• [Task objective]: Sift the listing for lines that hold the string "React" and pull them out.

====

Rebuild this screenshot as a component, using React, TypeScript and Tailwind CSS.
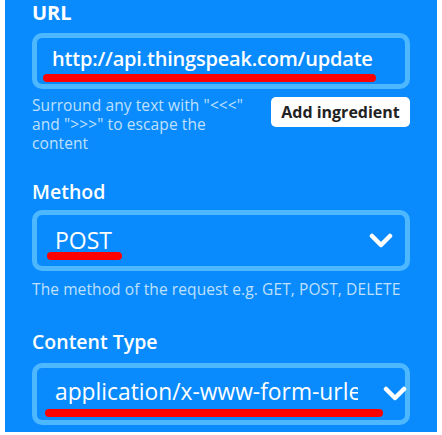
import React from "react";

const font = { fontFamily: "'Open Sans', 'Noto Sans', sans-serif" };

function Chevron() {
  return (
    <svg width="24" height="16" viewBox="0 0 24 16" className="shrink-0 self-center">
      <polyline points="3,3 12,12 21,3" fill="none" stroke="white" strokeWidth="4.5" strokeLinecap="round" strokeLinejoin="round" />
    </svg>
  );
}

function Underline({ w }: { w: string }) {
  return <div className={`h-[8px] rounded-full bg-[#ff0000] ${w}`} />;
}

export default function App() {
  return (
    <div className="w-[442px] h-[435px] bg-white pl-[5px] pr-[5px] pb-[3px]" style={font}>
      <div className="h-full bg-[#0a8bfd] px-[27px] text-white overflow-hidden">
        {/* URL */}
        <div className="text-[20px] font-bold leading-[26px]">URL</div>
        <div className="mt-[7px] h-[56px] rounded-[10px] border-[5px] border-[#4db7ff] pl-[6px] pt-[8px]">
          <div className="pl-[9px] text-[20px] font-semibold leading-[26px] whitespace-nowrap tracking-[-0.2px]">http://api.thingspeak.com/update</div>
          <Underline w="w-[333px] mt-[2px]" />
        </div>
        <div className="mt-[7px] flex justify-between items-start">
          <p className="w-[222px] text-[15.5px] leading-[19px] tracking-[0.1px] text-[#bfe0ff]">
            Surround any text with "&lt;&lt;&lt;" and "&gt;&gt;&gt;" to escape the content
          </p>
          <button className="mt-[1px] h-[30px] w-[139px] rounded-[5px] bg-white text-[16px] font-bold text-[#222]">
            Add ingredient
          </button>
        </div>

        {/* Method */}
        <div className="mt-[26px] text-[19.5px] font-semibold leading-[26px]">Method</div>
        <div className="mt-[5px] h-[61px] rounded-[10px] border-[5px] border-[#4db7ff] pl-[10px] pr-[12px] flex items-start justify-between">
          <div className="pt-[13px]">
            <div className="pl-[8px] text-[23px] font-medium leading-[24px]">POST</div>
            <Underline w="w-[75px] mt-[0px]" />
          </div>
          <Chevron />
        </div>
        <div className="mt-[9px] text-[15.5px] leading-[19px] tracking-[0.1px] text-[#bfe0ff] whitespace-nowrap">
          The method of the request e.g. GET, POST, DELETE
        </div>

        {/* Content Type */}
        <div className="mt-[30px] text-[19.5px] font-semibold leading-[26px]">Content Type</div>
        <div className="mt-[8px] h-[62px] rounded-[10px] border-[5px] border-[#4db7ff] pl-[8px] pr-[12px] flex items-start justify-between">
          <div className="pt-[12px]">
            <div className="ml-[10px] w-[303px] overflow-hidden text-[22.8px] font-medium leading-[24px] whitespace-nowrap">
              application/x-www-form-urlencoded
            </div>
            <Underline w="w-[338px] mt-[5px]" />
          </div>
          <Chevron />
        </div>
      </div>
    </div>
  );
}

====

• [Exercise response]:
Rebuild this screenshot as a component, using React, TypeScript and Tailwind CSS.
import React from "react";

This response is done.